Job
Write out the entire listing below exactly, with the pictures left out.

BEGIN

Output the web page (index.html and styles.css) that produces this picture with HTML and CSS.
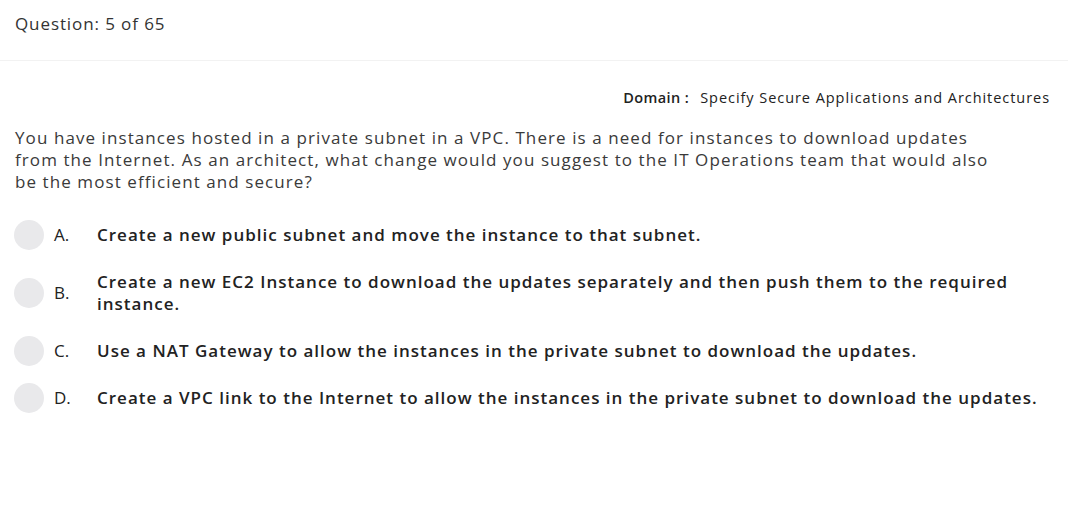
FILE: index.html
```html
<!DOCTYPE html>
<html>
<head>
<meta charset="utf-8">
<link rel="stylesheet" href="styles.css">
</head>
<body>
<header class="top">
  <div class="qnum">Question: 5 of 65</div>
</header>
<main class="content">
  <div class="domain"><span class="domain-label">Domain :</span><span class="domain-value">Specify Secure Applications and Architectures</span></div>
  <p class="question">You have instances hosted in a private subnet in a VPC. There is a need for instances to download updates from the Internet. As an architect, what change would you suggest to the IT Operations team that would also be the most efficient and secure?</p>
  <ul class="options">
    <li class="option"><span class="radio"></span><span class="letter">A.</span><span class="text">Create a new public subnet and move the instance to that subnet.</span></li>
    <li class="option"><span class="radio"></span><span class="letter">B.</span><span class="text">Create a new EC2 Instance to download the updates separately and then push them to the required instance.</span></li>
    <li class="option"><span class="radio"></span><span class="letter">C.</span><span class="text">Use a NAT Gateway to allow the instances in the private subnet to download the updates.</span></li>
    <li class="option"><span class="radio"></span><span class="letter">D.</span><span class="text">Create a VPC link to the Internet to allow the instances in the private subnet to download the updates.</span></li>
  </ul>
</main>
</body>
</html>
```
FILE: styles.css
```css
* { box-sizing: border-box; }
body {
  margin: 0;
  background: #fff;
  font-family: "Open Sans", "Liberation Sans", sans-serif;
  color: #333;
}
.top {
  height: 61px;
  border-bottom: 1px solid #f2f2f2;
  padding: 12px 15px 0;
}
.qnum {
  font-size: 17px;
  line-height: 24px;
  letter-spacing: 0.9px;
  color: #333;
}
.content {
  padding: 27px 18px 0 15px;
}
.domain {
  display: flex;
  justify-content: flex-end;
  gap: 11px;
  font-size: 14.5px;
  line-height: 20px;
  letter-spacing: 0.95px;
  color: #222;
}
.domain-label { font-weight: 600; letter-spacing: 0.4px; }
.question {
  margin: 19px 0 0;
  font-size: 17px;
  line-height: 22px;
  letter-spacing: 1.08px;
  color: #3a3a3a;
  max-width: 992px;
}
.options {
  list-style: none;
  margin: 27px 0 0;
  padding: 0;
  display: flex;
  flex-direction: column;
  gap: 17px;
}
.option {
  display: flex;
  align-items: center;
  min-height: 30px;
  font-size: 17px;
  line-height: 22px;
  color: #222;
  font-weight: 600;
  letter-spacing: 1px;
}
.radio {
  flex: none;
  width: 30px;
  height: 30px;
  border-radius: 50%;
  background: #e9e9eb;
  margin-left: -1px;
  margin-right: 10px;
}
.letter {
  flex: none;
  width: 43px;
  font-weight: 500;
  letter-spacing: 0;
}
.text {
  flex: 1;
  padding: 4px 0;
}
```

END

Task response
Output the web page (index.html and styles.css) that produces this picture with HTML and CSS.
FILE: index.html
```html
<!DOCTYPE html>
<html>
<head>
<meta charset="utf-8">
<link rel="stylesheet" href="styles.css">
</head>
<body>
<header class="top">
  <div class="qnum">Question: 5 of 65</div>
</header>
<main class="content">
  <div class="domain"><span class="domain-label">Domain :</span><span class="domain-value">Specify Secure Applications and Architectures</span></div>
  <p class="question">You have instances hosted in a private subnet in a VPC. There is a need for instances to download updates from the Internet. As an architect, what change would you suggest to the IT Operations team that would also be the most efficient and secure?</p>
  <ul class="options">
    <li class="option"><span class="radio"></span><span class="letter">A.</span><span class="text">Create a new public subnet and move the instance to that subnet.</span></li>
    <li class="option"><span class="radio"></span><span class="letter">B.</span><span class="text">Create a new EC2 Instance to download the updates separately and then push them to the required instance.</span></li>
    <li class="option"><span class="radio"></span><span class="letter">C.</span><span class="text">Use a NAT Gateway to allow the instances in the private subnet to download the updates.</span></li>
    <li class="option"><span class="radio"></span><span class="letter">D.</span><span class="text">Create a VPC link to the Internet to allow the instances in the private subnet to download the updates.</span></li>
  </ul>
</main>
</body>
</html>
```
FILE: styles.css
```css
* { box-sizing: border-box; }
body {
  margin: 0;
  background: #fff;
  font-family: "Open Sans", "Liberation Sans", sans-serif;
  color: #333;
}
.top {
  height: 61px;
  border-bottom: 1px solid #f2f2f2;
  padding: 12px 15px 0;
}
.qnum {
  font-size: 17px;
  line-height: 24px;
  letter-spacing: 0.9px;
  color: #333;
}
.content {
  padding: 27px 18px 0 15px;
}
.domain {
  display: flex;
  justify-content: flex-end;
  gap: 11px;
  font-size: 14.5px;
  line-height: 20px;
  letter-spacing: 0.95px;
  color: #222;
}
.domain-label { font-weight: 600; letter-spacing: 0.4px; }
.question {
  margin: 19px 0 0;
  font-size: 17px;
  line-height: 22px;
  letter-spacing: 1.08px;
  color: #3a3a3a;
  max-width: 992px;
}
.options {
  list-style: none;
  margin: 27px 0 0;
  padding: 0;
  display: flex;
  flex-direction: column;
  gap: 17px;
}
.option {
  display: flex;
  align-items: center;
  min-height: 30px;
  font-size: 17px;
  line-height: 22px;
  color: #222;
  font-weight: 600;
  letter-spacing: 1px;
}
.radio {
  flex: none;
  width: 30px;
  height: 30px;
  border-radius: 50%;
  background: #e9e9eb;
  margin-left: -1px;
  margin-right: 10px;
}
.letter {
  flex: none;
  width: 43px;
  font-weight: 500;
  letter-spacing: 0;
}
.text {
  flex: 1;
  padding: 4px 0;
}
```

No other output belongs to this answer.